## TASK DIRECTIONS
Figure out how many lines of the material below contain the word "components". Answer with the number only.
━━━━
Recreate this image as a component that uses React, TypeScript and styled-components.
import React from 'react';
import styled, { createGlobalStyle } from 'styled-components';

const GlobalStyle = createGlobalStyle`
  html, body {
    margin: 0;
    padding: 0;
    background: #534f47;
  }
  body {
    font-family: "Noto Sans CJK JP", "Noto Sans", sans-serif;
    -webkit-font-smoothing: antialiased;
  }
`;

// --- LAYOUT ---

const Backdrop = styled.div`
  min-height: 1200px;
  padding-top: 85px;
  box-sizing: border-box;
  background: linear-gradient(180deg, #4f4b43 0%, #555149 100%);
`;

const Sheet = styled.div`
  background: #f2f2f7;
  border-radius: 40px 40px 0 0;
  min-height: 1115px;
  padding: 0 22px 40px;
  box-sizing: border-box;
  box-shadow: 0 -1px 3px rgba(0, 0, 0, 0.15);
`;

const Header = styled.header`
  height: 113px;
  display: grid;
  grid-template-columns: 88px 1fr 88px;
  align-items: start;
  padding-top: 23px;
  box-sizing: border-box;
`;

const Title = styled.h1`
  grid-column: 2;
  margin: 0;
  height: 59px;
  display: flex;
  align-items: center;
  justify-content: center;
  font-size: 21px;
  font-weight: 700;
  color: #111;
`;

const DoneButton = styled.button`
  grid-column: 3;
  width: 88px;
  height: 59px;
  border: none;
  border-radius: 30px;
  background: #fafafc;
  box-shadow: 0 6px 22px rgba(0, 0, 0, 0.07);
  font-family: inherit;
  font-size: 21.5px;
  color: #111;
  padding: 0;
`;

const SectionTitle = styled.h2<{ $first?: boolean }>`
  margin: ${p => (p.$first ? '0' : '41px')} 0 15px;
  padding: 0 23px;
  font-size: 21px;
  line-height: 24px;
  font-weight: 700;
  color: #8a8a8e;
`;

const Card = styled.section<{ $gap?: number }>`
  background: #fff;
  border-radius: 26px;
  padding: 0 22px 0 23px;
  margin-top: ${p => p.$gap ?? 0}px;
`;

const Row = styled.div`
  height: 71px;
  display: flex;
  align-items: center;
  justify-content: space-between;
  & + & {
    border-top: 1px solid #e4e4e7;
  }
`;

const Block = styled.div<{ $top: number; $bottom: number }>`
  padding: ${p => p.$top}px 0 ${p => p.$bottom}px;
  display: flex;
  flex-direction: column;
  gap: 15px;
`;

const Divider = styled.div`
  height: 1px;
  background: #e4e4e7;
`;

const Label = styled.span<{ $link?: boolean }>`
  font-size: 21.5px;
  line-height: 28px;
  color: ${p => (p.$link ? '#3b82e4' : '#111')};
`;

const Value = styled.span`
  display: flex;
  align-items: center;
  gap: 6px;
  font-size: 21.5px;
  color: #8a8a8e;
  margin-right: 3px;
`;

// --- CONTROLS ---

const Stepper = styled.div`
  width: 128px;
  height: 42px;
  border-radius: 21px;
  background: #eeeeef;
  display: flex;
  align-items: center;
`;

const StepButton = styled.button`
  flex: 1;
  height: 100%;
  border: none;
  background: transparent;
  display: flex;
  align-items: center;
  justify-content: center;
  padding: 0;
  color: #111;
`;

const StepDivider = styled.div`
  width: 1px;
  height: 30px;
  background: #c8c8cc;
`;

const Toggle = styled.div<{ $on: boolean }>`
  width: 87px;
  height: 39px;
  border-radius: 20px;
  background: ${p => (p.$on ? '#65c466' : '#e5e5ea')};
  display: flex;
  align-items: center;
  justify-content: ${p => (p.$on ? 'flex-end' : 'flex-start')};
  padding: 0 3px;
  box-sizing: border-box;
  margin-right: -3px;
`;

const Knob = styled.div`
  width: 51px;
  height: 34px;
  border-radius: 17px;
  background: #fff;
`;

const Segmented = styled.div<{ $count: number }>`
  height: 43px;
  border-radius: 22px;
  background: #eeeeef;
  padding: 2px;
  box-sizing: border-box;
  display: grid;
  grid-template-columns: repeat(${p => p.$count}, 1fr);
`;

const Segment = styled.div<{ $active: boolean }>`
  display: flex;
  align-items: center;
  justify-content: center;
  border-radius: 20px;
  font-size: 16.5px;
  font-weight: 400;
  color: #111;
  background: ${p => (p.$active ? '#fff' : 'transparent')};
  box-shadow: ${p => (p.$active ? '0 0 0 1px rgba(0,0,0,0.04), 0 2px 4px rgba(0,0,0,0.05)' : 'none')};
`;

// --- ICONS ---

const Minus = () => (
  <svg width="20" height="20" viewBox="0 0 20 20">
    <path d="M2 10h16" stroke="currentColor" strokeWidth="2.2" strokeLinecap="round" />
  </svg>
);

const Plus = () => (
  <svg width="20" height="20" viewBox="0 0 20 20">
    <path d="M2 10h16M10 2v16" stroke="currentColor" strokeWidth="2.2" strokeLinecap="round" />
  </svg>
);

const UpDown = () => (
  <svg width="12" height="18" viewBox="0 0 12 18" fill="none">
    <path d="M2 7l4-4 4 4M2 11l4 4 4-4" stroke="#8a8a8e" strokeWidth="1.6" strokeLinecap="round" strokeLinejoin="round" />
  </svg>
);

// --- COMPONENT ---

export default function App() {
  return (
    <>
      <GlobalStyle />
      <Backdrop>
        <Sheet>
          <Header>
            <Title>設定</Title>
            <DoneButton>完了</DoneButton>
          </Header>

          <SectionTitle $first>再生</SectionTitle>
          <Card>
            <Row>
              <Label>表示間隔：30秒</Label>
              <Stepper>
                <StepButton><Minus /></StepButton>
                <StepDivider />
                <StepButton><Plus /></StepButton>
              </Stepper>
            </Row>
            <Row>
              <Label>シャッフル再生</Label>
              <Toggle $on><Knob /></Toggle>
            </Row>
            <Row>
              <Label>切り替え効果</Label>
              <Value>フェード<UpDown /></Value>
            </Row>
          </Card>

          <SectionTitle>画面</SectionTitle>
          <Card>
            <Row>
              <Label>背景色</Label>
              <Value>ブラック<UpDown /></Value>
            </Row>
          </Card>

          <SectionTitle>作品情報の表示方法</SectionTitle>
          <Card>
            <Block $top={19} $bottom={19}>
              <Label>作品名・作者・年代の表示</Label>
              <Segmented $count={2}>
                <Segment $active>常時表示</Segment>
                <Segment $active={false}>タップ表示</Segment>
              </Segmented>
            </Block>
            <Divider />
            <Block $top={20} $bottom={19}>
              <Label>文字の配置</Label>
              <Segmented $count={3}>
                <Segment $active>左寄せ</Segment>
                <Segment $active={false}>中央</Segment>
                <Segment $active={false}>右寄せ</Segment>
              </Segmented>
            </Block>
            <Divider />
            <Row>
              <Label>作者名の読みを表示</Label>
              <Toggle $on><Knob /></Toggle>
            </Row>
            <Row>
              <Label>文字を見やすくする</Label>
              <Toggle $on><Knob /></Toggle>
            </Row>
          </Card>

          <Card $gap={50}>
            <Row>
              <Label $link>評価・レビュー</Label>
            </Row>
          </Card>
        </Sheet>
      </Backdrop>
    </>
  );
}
━━━━
## THE ANSWER
2